Giott era troppo lodigiano per fare più di un cenno ai nove gol segnati in una sola partita: «Sèri vècc, urmai, e giüghèvi nella Gallaratese in serie C». Tempo di guerra, 1943. Era un’uggiosa domenica allo stadio di Gallarate. Ospite la Caratese. Sparuti spettatori intirizziti a guardare quella che poteva anche essere davvero l’ultima gara. Gli anni avevano tolto ad Otello lo smalto del pennello. A un certo punto della partita, mentre trottignava senza costrutto lontano dall'area, sentì distintamente uno spettatore dalla tribunetta svaporante nella nebbia: Otello, va’ a ca’, che la Desdemona la ta met i corni!
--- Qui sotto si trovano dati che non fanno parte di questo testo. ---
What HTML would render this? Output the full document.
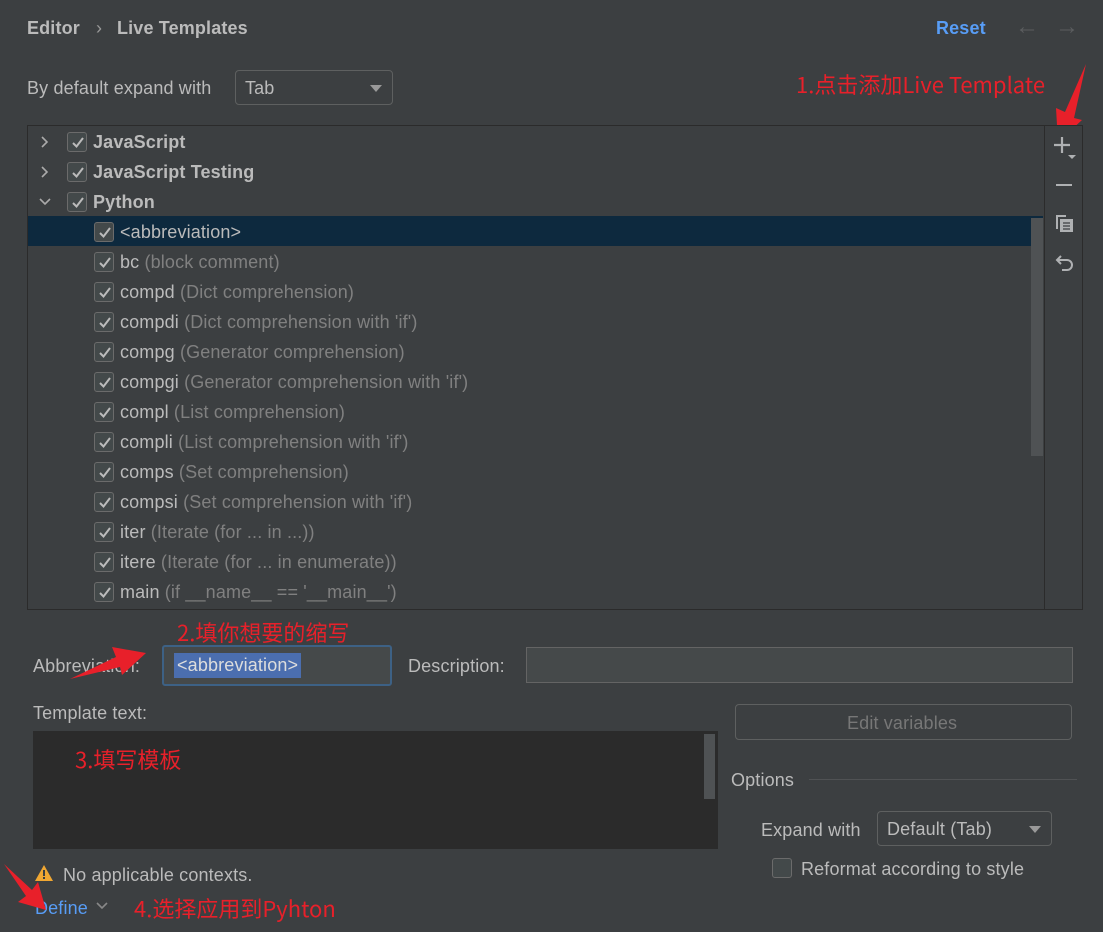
<!DOCTYPE html>
<html><head><meta charset="utf-8"><style>
*{margin:0;padding:0;box-sizing:border-box}
body{width:1103px;height:932px;background:#3c3f41;font-family:"Liberation Sans","Noto Sans CJK SC",sans-serif;color:#bbbbbb;position:relative;overflow:hidden;font-size:18px;letter-spacing:0.15px}
.a{position:absolute;white-space:nowrap}
.cb{position:absolute;width:20px;height:20px;border:1px solid #6b6b6b;border-radius:3px;background:#43494a}
.cb svg{position:absolute;left:2px;top:2px}
.row{position:absolute;left:28px;width:1015px;height:30px}
.g{color:#808080}
.red{color:#e8202a;font-family:"Noto Sans CJK SC",sans-serif;font-size:22px;letter-spacing:0}
.b{font-weight:bold}
</style></head><body>
<div class="a b" style="left:27px;top:18px;font-size:18px;color:#bbb">Editor</div>
<div class="a" style="left:96px;top:18px;color:#999">›</div>
<div class="a b" style="left:117px;top:18px;font-size:18px">Live Templates</div>
<div class="a b" style="left:936px;top:18px;color:#589df6">Reset</div>
<div class="a" style="left:1015px;top:13px;color:#5b5d5f;font-size:24px">←</div>
<div class="a" style="left:1055px;top:13px;color:#5b5d5f;font-size:24px">→</div>

<div class="a" style="left:27px;top:78px">By default expand with</div>
<div class="a" style="left:235px;top:70px;width:158px;height:35px;border:1px solid #5e6060;border-radius:4px;background:#3c3f41"><span style="position:absolute;left:9px;top:7px">Tab</span><span style="position:absolute;right:10px;top:14px;border-left:6px solid transparent;border-right:6px solid transparent;border-top:7px solid #999"></span></div>
<div class="a red" style="left:796px;top:68px">1.点击添加Live Template</div>
<svg class="a" style="left:1050px;top:60px" width="40" height="85"><polygon points="36,4 24,58 32,60 8,82 6,48 15,52" fill="#e8202a"/></svg>

<div class="a" style="left:27px;top:125px;width:1056px;height:485px;border:1px solid #2b2b2b;background:#3c3f41"></div>
<div class="a" style="left:1044px;top:126px;width:1px;height:483px;background:#2b2b2b"></div>
<div class="row" style="top:216px;background:#0d293e"></div>
<div class="a" style="left:1031px;top:218px;width:12px;height:238px;background:#4f5254"></div>

<div id="list"></div>

<!-- toolbar -->
<svg class="a" style="left:1054px;top:136px" width="24" height="24"><path d="M8 1v16M0 9h16" stroke="#afb1b3" stroke-width="2.2"/><path d="M14 19h8l-4 4z" fill="#afb1b3"/></svg>
<div class="a" style="left:1056px;top:184px;width:16px;height:2px;background:#afb1b3"></div>
<svg class="a" style="left:1054px;top:213px" width="20" height="20"><path d="M2 2h10v2H4v12H2z" fill="#afb1b3"/><rect x="6" y="6" width="13" height="13" fill="#afb1b3"/><path d="M9 10h7M9 13h7M9 16h7" stroke="#3c3f41" stroke-width="1.3"/></svg>
<svg class="a" style="left:1054px;top:252px" width="22" height="22"><path d="M7 4L3 8l4 4" fill="none" stroke="#afb1b3" stroke-width="2"/><path d="M3 8h10a5 5 0 0 1 0 10H8" fill="none" stroke="#afb1b3" stroke-width="2"/></svg>

<!-- bottom -->
<div class="a" style="left:33px;top:656px">Abbreviation:</div>
<svg class="a" style="left:68px;top:645px" width="90" height="40"><polygon points="2,34 52,22 54,30 78,8 44,2 48,12" fill="#e8202a"/></svg>
<div class="a red" style="left:177px;top:616px">2.填你想要的缩写</div>
<div class="a" style="left:162px;top:645px;width:230px;height:41px;border:2px solid #3d6185;border-radius:3px;background:#45494a"><span style="position:absolute;left:10px;top:6px;background:#4b6eaf;color:#ddd;padding:2px 3px">&lt;abbreviation&gt;</span></div>
<div class="a" style="left:408px;top:656px">Description:</div>
<div class="a" style="left:526px;top:647px;width:547px;height:36px;border:1px solid #646464;background:#45494a"></div>

<div class="a" style="left:33px;top:703px">Template text:</div>
<div class="a" style="left:33px;top:731px;width:685px;height:118px;background:#2b2b2b"></div>
<div class="a" style="left:704px;top:734px;width:11px;height:65px;background:#4f5254"></div>
<div class="a red" style="left:75px;top:743px">3.填写模板</div>

<div class="a" style="left:735px;top:704px;width:337px;height:36px;border:1px solid #5e6060;border-radius:4px;color:#777"><span style="position:absolute;left:111px;top:8px">Edit variables</span></div>
<div class="a" style="left:731px;top:770px">Options</div>
<div class="a" style="left:809px;top:779px;width:268px;height:1px;background:#505254"></div>
<div class="a" style="left:761px;top:820px">Expand with</div>
<div class="a" style="left:877px;top:811px;width:175px;height:35px;border:1px solid #5e6060;border-radius:4px"><span style="position:absolute;left:9px;top:7px">Default (Tab)</span><span style="position:absolute;right:10px;top:14px;border-left:6px solid transparent;border-right:6px solid transparent;border-top:7px solid #999"></span></div>
<div class="cb" style="left:772px;top:858px;background:#43494a"></div>
<div class="a" style="left:801px;top:859px">Reformat according to style</div>

<svg class="a" style="left:34px;top:864px" width="20" height="18"><polygon points="10,1 19,17 1,17" fill="#f0a732"/><rect x="9" y="6" width="2" height="6" fill="#3c3f41"/><rect x="9" y="13" width="2" height="2" fill="#3c3f41"/></svg>
<div class="a" style="left:63px;top:865px">No applicable contexts.</div>
<div class="a" style="left:35px;top:898px;color:#589df6">Define</div>
<svg class="a" style="left:96px;top:901px" width="12" height="10"><path d="M1 2l5 5 5-5" fill="none" stroke="#888" stroke-width="1.6"/></svg>
<svg class="a" style="left:2px;top:862px" width="50" height="50"><polygon points="2,2 30,28 36,20 44,48 16,40 24,34" fill="#e8202a"/></svg>
<div class="a red" style="left:134px;top:892px">4.选择应用到Pyhton</div>

<script>
var rows=[[0,'JavaScript','',1],[0,'JavaScript Testing','',1],[2,'Python','',1],
[1,'<abbreviation>',''],[1,'bc','(block comment)'],[1,'compd','(Dict comprehension)'],[1,'compdi',"(Dict comprehension with 'if')"],
[1,'compg','(Generator comprehension)'],[1,'compgi',"(Generator comprehension with 'if')"],[1,'compl','(List comprehension)'],
[1,'compli',"(List comprehension with 'if')"],[1,'comps','(Set comprehension)'],[1,'compsi',"(Set comprehension with 'if')"],
[1,'iter','(Iterate (for ... in ...))'],[1,'itere','(Iterate (for ... in enumerate))'],[1,'main',"(if __name__ == '__main__')"]];
var h='',ck='<svg width="16" height="16"><path d="M3 8l3.5 3.5L13 3" fill="none" stroke="#bbb" stroke-width="2"/></svg>';
function esc(s){return s.replace(/</g,'&lt;').replace(/>/g,'&gt;')}
rows.forEach(function(r,i){var y=127+30*i;
if(r[0]!=1){var arr=r[0]==0?'<path d="M4 2l5 5-5 5" fill="none" stroke="#aaa" stroke-width="1.6"/>':'<path d="M2 4l5 5 5-5" fill="none" stroke="#aaa" stroke-width="1.6"/>';
h+='<svg class="a" style="left:38px;top:'+(y+8)+'px" width="14" height="14">'+arr+'</svg>';
h+='<div class="cb" style="left:67px;top:'+(y+5)+'px">'+ck+'</div>';
h+='<div class="a b" style="left:93px;top:'+(y+5)+'px">'+r[1]+'</div>';}
else{h+='<div class="cb" style="left:94px;top:'+(y+5)+'px">'+ck+'</div>';
h+='<div class="a" style="left:120px;top:'+(y+5)+'px">'+esc(r[1])+(r[2]?' <span class="g">'+r[2]+'</span>':'')+'</div>';}});
document.getElementById('list').outerHTML=h;
</script>
</body></html>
Mancava non più di mezzora alla fine. Otello diede la voce alla sua aletta, che era giovane e in soggezione. Una dozzina di volte si affannò per andare sul fondo e crossare alla come viene. Per nove volte Otello, tornato per l’ultima volta Giott , trasformò in gol. Niente T.V. ai quei bei dì. Il romanzo di quella partita e di quei nove gol è tutto ancora da raccontare.